* [WRITTEN EXERCISE] Answer with one number: the count of lines in this material that hold the word "React".
▬▬▬▬▬▬
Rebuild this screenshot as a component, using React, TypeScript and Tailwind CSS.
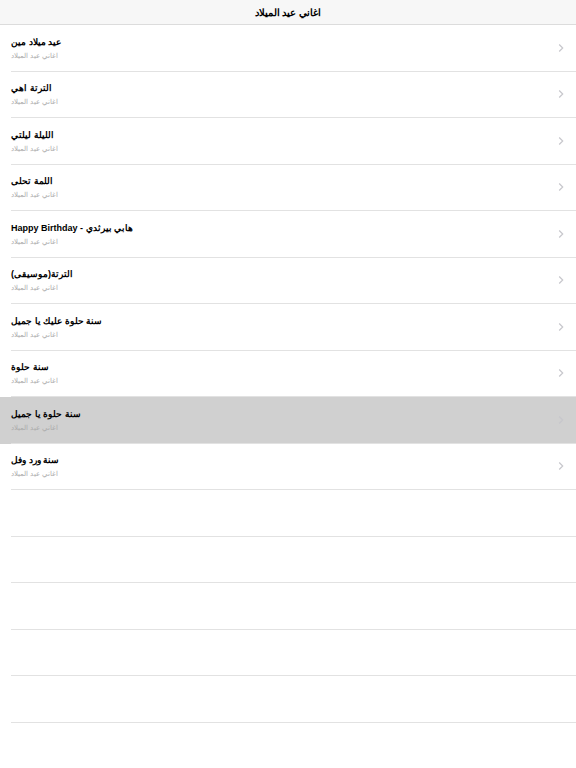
import React from "react";

const songs = [
  "عيد ميلاد مين",
  "الترتة اهي",
  "الليلة ليلتي",
  "اللمة تحلى",
  "Happy Birthday - هابي بيرثدي",
  "الترتة(موسيقى)",
  "سنة حلوة عليك يا جميل",
  "سنة حلوة",
  "سنة حلوة يا جميل",
  "سنة ورد وفل",
];

const Chevron = () => (
  <svg width="6" height="10" viewBox="0 0 6 10" className="shrink-0">
    <path d="M1.2 1.5l3.5 3.5-3.5 3.5" fill="none" stroke="#c7c7cc" strokeWidth="1.2" />
  </svg>
);

export default function App() {
  return (
    <div
      className="flex h-[768px] w-[576px] flex-col overflow-hidden bg-white"
      style={{ fontFamily: '"Liberation Sans", sans-serif' }}
    >
      {/* Nav bar */}
      <div className="flex h-[25px] shrink-0 items-center justify-center border-b border-[#dcdcdc] bg-[#f7f7f7]">
        <span className="text-[10px] font-semibold text-black">اغاني عيد الميلاد</span>
      </div>

      {/* List */}
      <div className="flex flex-col">
        {songs.map((title, i) => (
          <div
            key={i}
            className={`flex h-[46.5px] items-stretch pl-[11px] ${i === 8 ? "bg-[#d0d0d0]" : ""}`}
          >
            <div className="flex flex-1 items-center border-b border-[#e2e2e2] pr-[12px]">
              <div className="flex flex-1 flex-col gap-[3px] pt-[1px]">
                <span className="text-[9px] font-bold leading-[12px] text-black">{title}</span>
                <span className="text-[7px] leading-[10px] text-[#ababab]">اغاني عيد الميلاد</span>
              </div>
              <Chevron />
            </div>
          </div>
        ))}
        {[0, 1, 2, 3, 4].map((i) => (
          <div key={`e${i}`} className="flex h-[46.5px] pl-[11px]">
            <div className="flex-1 border-b border-[#e2e2e2]" />
          </div>
        ))}
      </div>
    </div>
  );
}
▬▬▬▬▬▬
* [ANSWER FOR THE TASK] 2